Why would an administration full of oil company executives want to have free oil flowing? Or even cheap oil?
It’s a good point, but you’re still saying that everyone who cried out that the war was about taking Iraqi oil had it all wrong. I don’t remember anyone levelling the accusation “this is to disrupt their ability to sell oil for a while so other oil producers will get higher prices for theirs”. Maybe that was the Machiavellian thinking, but if so it went unnoticed.
ETA: And that is all in regards to the Iraqi invasion. Your post that I responded to referred to troops stationed in Kuwait, Bahrain, Turkey, Saudi Arabia, Egypt, Qatar, and the UAE. But we don’t (AFAIK) disrupt oil supplies with those troops. Nor do we use them to leverage a good deal buying oil. So what are we getting out of it? The usual answer would be that we protect the stability of the oil supply. But then isn’t that benefiting all kinds of other countries just as much, who don’t have troops there? China and Japan, f’rinstance?
We may have troops there but Russia and Israel (and to some extent China) are all going to want as big a piece of the oil reserves pie (er, yuck) as they can grab, by hook or by crook.

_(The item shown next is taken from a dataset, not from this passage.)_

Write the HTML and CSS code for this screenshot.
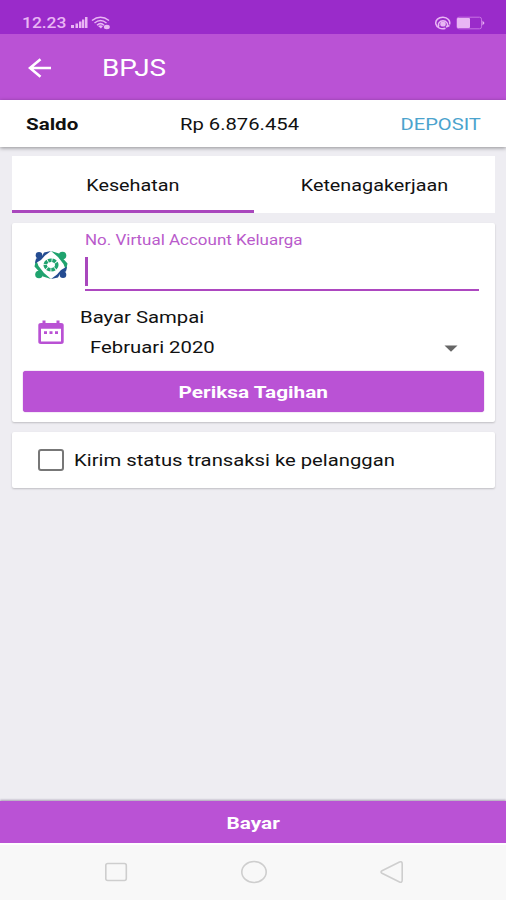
FILE: index.html
```html
<!DOCTYPE html>
<html lang="id">
<head>
<meta charset="utf-8">
<title>BPJS</title>
<link rel="stylesheet" href="styles.css">
</head>
<body>
<div class="screen">
  <div class="status">
    <span class="t time">12.23</span>
    <svg class="signal" width="17" height="12" viewBox="0 0 17 12"><path d="M0 9h3v3H0zM4.500 7.500h2.500V12H4.500zM8 5.500h2.500V12H8zM11 3.500h2.300V12H11zM14 1h2.500v11H14z"/></svg>
    <svg class="wifi" width="20" height="14" viewBox="0 0 20 14"><path d="M1 4.500Q9.500-2 18 4.500M3.500 7Q9.500 2 15.500 7M6 9.300Q9.500 6 13 9.300"/><path class="solid" d="M7 10q2.500-1.500 5 0l-2 2.500z"/><ellipse class="solid" cx="15.800" cy="11" rx="3" ry="2.200"/></svg>
    <svg class="eye" width="18" height="14" viewBox="0 0 18 14"><path d="M11.500 12.300A7 5.800 0 1 1 15.500 8.500M5 10.500a4.500 4 0 1 1 8 0"/><ellipse class="solid" cx="9" cy="8" rx="2.800" ry="2.600"/><path d="M12 11l3.500-1.500"/></svg>
    <svg class="battery" width="29" height="14" viewBox="0 0 29 14"><rect class="case" x="1" y="1.200" width="24.500" height="11.600" rx="2"/><rect class="solid" x="1" y="2" width="13" height="10" rx="1"/><path class="solid" d="M26.500 4.500l2 2.500-2 2.500z"/></svg>
  </div>
  <header class="appbar">
    <svg class="back" width="24" height="20" viewBox="0 0 24 20"><path d="M23 10H2M12.500 1.200L2 10l10.500 8.800"/></svg>
    <h1 class="t title">BPJS</h1>
  </header>
  <section class="balance">
    <b class="t saldo">Saldo</b>
    <span class="t amount">Rp 6.876.454</span>
    <a class="t deposit">DEPOSIT</a>
  </section>
  <main class="content">
    <nav class="tabs">
      <div class="tab active"><span class="t tab-a">Kesehatan</span></div>
      <div class="tab"><span class="t tab-b">Ketenagakerjaan</span></div>
    </nav>
    <section class="card form">
      <div class="account">
        <svg class="logo" width="36" height="30" viewBox="0 0 36 30">
          <g class="green"><path d="M18 1l8 2.500 3.500 4.500 5 5.500-1.500 7-2.500-6.500-5.500-7zM18 29l-8-2.500L6.500 22l-5-5.500L3 9.500 5.500 16l5.500 7z"/><circle cx="29.500" cy="5.500" r="3.800"/><circle cx="6" cy="24.500" r="3.800"/><ellipse class="ring" cx="18" cy="15" rx="5.800" ry="4.800"/></g>
          <g class="navy"><path d="M18 1l-7 1.500L8.500 7 3 8.500l-1 5L8 10l4-4.500zM18 29l7-1.500 2.500-4.500 5.500-1.500 1-5-6 3.500-4 4.500z"/><circle cx="6" cy="5.300" r="3.300"/><circle cx="30" cy="24.700" r="3.300"/></g>
        </svg>
        <div class="field">
          <label class="t hint">No. Virtual Account Keluarga</label>
          <div class="input"><i class="caret"></i></div>
        </div>
      </div>
      <div class="period">
        <svg class="calendar" width="26" height="26" viewBox="0 0 26 26"><path fill-rule="evenodd" d="M4.500.5h3V3h11V.5h3V3H23q2.700 0 2.700 2.200v16.600Q25.700 24 23 24H3Q.3 24 .3 21.800V5.200Q.3 3 3 3h1.500zM3 8.800v12.700h20V8.800zM6 11.300h3V14H6zm5.500 0h3V14h-3zm5.500 0h3V14h-3z"/></svg>
        <div class="select">
          <span class="t period-label">Bayar Sampai</span>
          <div class="value"><span class="t month">Februari 2020</span><svg width="14" height="7" viewBox="0 0 14 7"><path d="M.5.500h13L7 6.800z"/></svg></div>
        </div>
      </div>
      <button class="check"><span class="t check-text">Periksa Tagihan</span></button>
    </section>
    <section class="card notify">
      <i class="box"></i><span class="t notify-text">Kirim status transaksi ke pelanggan</span>
    </section>
  </main>
  <button class="pay"><span class="t pay-text">Bayar</span></button>
  <footer class="system">
    <svg width="24" height="24" viewBox="0 0 24 24"><rect x="1.800" y="3.500" width="20.500" height="17" rx="2"/></svg>
    <svg width="28" height="24" viewBox="0 0 28 24"><ellipse cx="14" cy="12" rx="12.200" ry="10.500"/></svg>
    <svg width="24" height="24" viewBox="0 0 24 24"><path d="M2 10.800L19.500 2q2.700-1 2.700 2v16q0 3-2.700 2L2 13.200q-2-1.200 0-2.400z"/></svg>
  </footer>
</div>
</body>
</html>
```
FILE: styles.css
```css
* { box-sizing: border-box; }
body { margin: 0; font-family: Roboto, "Liberation Sans", sans-serif; color: #111; }
svg { display: block; flex: none; }
.screen { width: 506px; height: 900px; display: flex; flex-direction: column; background: #eeedf2; overflow: hidden; }
.t { display: inline-block; white-space: nowrap; transform: scaleX(var(--sx, 1.2)); transform-origin: left center; font-size: 16.500px; line-height: 20px; }
button { border: 0; padding: 0; font-family: inherit; background: #ba52d5; color: #fff; display: flex; align-items: center; justify-content: center; }

.status { height: 34px; background: #9a2bca; display: flex; align-items: flex-start; padding: 16px 21px 0 22px; }
.status svg { fill: none; stroke: #e9b6f4; stroke-width: 1.500; }
.status .solid, .status .signal { fill: #e9b6f4; stroke: none; }
.time { --sx: 1.16; font-size: 15px; line-height: 15px; font-weight: 500; color: #e9b6f4; width: 49px; }
.wifi { margin-left: 3px; }
.eye { margin-left: auto; margin-right: 4px; }
.status .case { stroke: #c773e3; stroke-width: 1; }

.appbar { height: 66px; background: #ba52d5; color: #fff; display: flex; align-items: center; padding: 1px 0 0 28px; }
.back { fill: none; stroke: #fff; stroke-width: 2.600; }
.title { --sx: 1.16; margin: 0 0 0 50px; font-size: 24px; line-height: 30px; font-weight: 400; }

.balance { height: 47px; background: #fff; display: flex; align-items: center; padding: 2px 25px 0 26px; box-shadow: 0 1px 4px rgba(0,0,0,.4); color: #111; }
.saldo { --sx: 1.245; width: 154px; }
.amount { --sx: 1.225; }
.deposit { --sx: 1.22; margin-left: auto; transform-origin: right center; color: #4ba3cd; }

.content { flex: 1; padding: 9px 11px 0 12px; display: flex; flex-direction: column; }
.tabs { height: 57px; background: #fff; display: flex; }
.tab { flex: 1; display: flex; align-items: center; justify-content: center; border-bottom: 3px solid transparent; padding-top: 6px; }
.tab .t, button .t { transform-origin: center; }
.tab.active { border-color: #a947bd; }
.card { background: #fff; border-radius: 2px; box-shadow: 0 1px 2px rgba(0,0,0,.2); }
.form { height: 199px; margin-top: 10px; padding: 8px 11px 0; }
.account { display: flex; padding-left: 10px; }
.logo { margin: 19px 16px 0 0; }
.green { fill: #1fa36e; }
.ring { fill: none; stroke: #1fa36e; stroke-width: 3.500; stroke-dasharray: 3.500 .8; }
.navy { fill: #244c91; }
.field { flex: 1; margin-right: 5px; }
.hint { --sx: 1.212; display: block; font-size: 14px; line-height: 18px; color: #b95bcb; }
.input { height: 42px; border-bottom: 2px solid #ad48c0; padding-top: 8px; }
.caret { display: block; width: 3px; height: 29px; background: #a947bd; }
.period { height: 80px; display: flex; padding: 16px 0 0 15px; }
.calendar { margin-top: 13px; fill: #b951d4; }
.select { flex: 1; margin-left: 16px; }
.period-label { --sx: 1.23; display: block; line-height: 22px; }
.value { display: flex; align-items: center; height: 38px; padding: 0 26px 0 10px; justify-content: space-between; }
.month { --sx: 1.23; }
.value svg { fill: #666; }
.check { width: 461px; height: 41px; padding-top: 2px; border-radius: 3px; box-shadow: 0 0 1px #9d3bb5; }
.check-text, .pay-text { --sx: 1.26; font-weight: 700; }
.notify { height: 56px; margin-top: 10px; padding-left: 26px; display: flex; align-items: center; }
.notify-text { --sx: 1.227; padding-top: 2px; }
.box { width: 26px; height: 22px; border: 2.500px solid #777; border-radius: 3px; margin-right: 10px; }
.pay { width: 506px; height: 42px; flex: none; padding-top: 3px; box-shadow: 0 -1px 2px rgba(80,60,100,.45); }
.system { height: 57px; flex: none; background: #f8f8f8; border-top: 2px solid #fff; display: flex; align-items: center; justify-content: space-between; padding: 0 102px 2px 104px; }
.system svg { fill: none; stroke: #cecece; stroke-width: 1.600; }
```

Even if open war doesn’t break out things are going to be very tense for a very long time.
NATO can get there “fustest with the mostest” by far. Besides, Russia has its own oil and natural gas resources these days and would be motivated mostly by a desire to play spoiler, something that Putin likes to do but isn’t a really great reason to risk the nation.
The Chinese are an interesting piece of the puzzle in this hypothetical. They have inroads into Muslim Africa already and some of those areas are oil rich. Maybe they’d be content with controlling those areas. But there would be no reason for us not to play nice, either.
Oil producers like cheap oil. Every company likes its production costs to go down so more people will buy their products. Expensive oil brings on threats from other fuel sources.